↓

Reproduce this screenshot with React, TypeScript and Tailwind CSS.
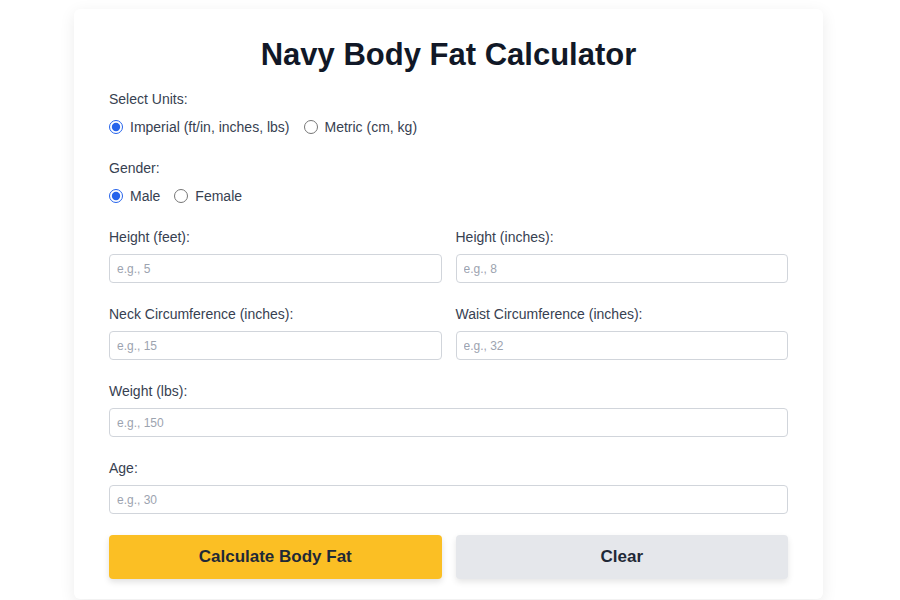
import React from "react";

function Field({ label, placeholder }: { label: string; placeholder: string }) {
  return (
    <div className="flex flex-col">
      <label className="text-[14px] leading-[20px] text-[#374151]">{label}</label>
      <input
        type="text"
        placeholder={placeholder}
        className="mt-[7px] h-[29px] w-full rounded-[4px] border border-[#d1d5db] bg-white px-[7px] text-[12px] text-[#374151] placeholder:text-[#9ca3af] outline-none"
      />
    </div>
  );
}

export default function App() {
  return (
    <div className="min-h-[600px] bg-white font-['Liberation_Sans',Arial,sans-serif]">
      <div className="ml-[74px] mt-[9px] w-[749px] rounded-[6px] bg-white px-[35px] pt-[26px] pb-[20px] shadow-[0_4px_16px_rgba(0,0,0,0.08)]">
        <h1 className="text-center text-[31px] font-bold leading-[40px] text-[#111827]">
          Navy Body Fat Calculator
        </h1>

        <div className="mt-[14px]">
          <div className="text-[14px] leading-[20px] text-[#374151]">Select Units:</div>
          <div className="mt-[8px] flex items-center gap-[14px] text-[14px] leading-[20px] text-[#374151]">
            <label className="flex items-center gap-[7px]">
              <input type="radio" name="units" defaultChecked className="m-0 h-[14px] w-[14px] accent-[#2563eb]" />
              Imperial (ft/in, inches, lbs)
            </label>
            <label className="flex items-center gap-[7px]">
              <input type="radio" name="units" className="m-0 h-[14px] w-[14px] accent-[#2563eb]" />
              Metric (cm, kg)
            </label>
          </div>
        </div>

        <div className="mt-[21px]">
          <div className="text-[14px] leading-[20px] text-[#374151]">Gender:</div>
          <div className="mt-[8px] flex items-center gap-[14px] text-[14px] leading-[20px] text-[#374151]">
            <label className="flex items-center gap-[7px]">
              <input type="radio" name="gender" defaultChecked className="m-0 h-[14px] w-[14px] accent-[#2563eb]" />
              Male
            </label>
            <label className="flex items-center gap-[7px]">
              <input type="radio" name="gender" className="m-0 h-[14px] w-[14px] accent-[#2563eb]" />
              Female
            </label>
          </div>
        </div>

        <div className="mt-[21px] grid grid-cols-2 gap-x-[14px] gap-y-[21px]">
          <Field label="Height (feet):" placeholder="e.g., 5" />
          <Field label="Height (inches):" placeholder="e.g., 8" />
          <Field label="Neck Circumference (inches):" placeholder="e.g., 15" />
          <Field label="Waist Circumference (inches):" placeholder="e.g., 32" />
          <div className="col-span-2">
            <Field label="Weight (lbs):" placeholder="e.g., 150" />
          </div>
          <div className="col-span-2">
            <Field label="Age:" placeholder="e.g., 30" />
          </div>
        </div>

        <div className="mt-[21px] grid grid-cols-2 gap-x-[14px]">
          <button className="h-[44px] rounded-[4px] bg-[#fbbf24] text-[17px] font-bold text-[#1f2937] shadow-[0_3px_6px_rgba(0,0,0,0.12)]">
            Calculate Body Fat
          </button>
          <button className="h-[44px] rounded-[4px] bg-[#e5e7eb] text-[17px] font-bold text-[#1f2937] shadow-[0_3px_6px_rgba(0,0,0,0.1)]">
            Clear
          </button>
        </div>
      </div>
    </div>
  );
}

↑

The request
Whenever "React" turns up in a line, pick that line out.

Solution
Reproduce this screenshot with React, TypeScript and Tailwind CSS.
import React from "react";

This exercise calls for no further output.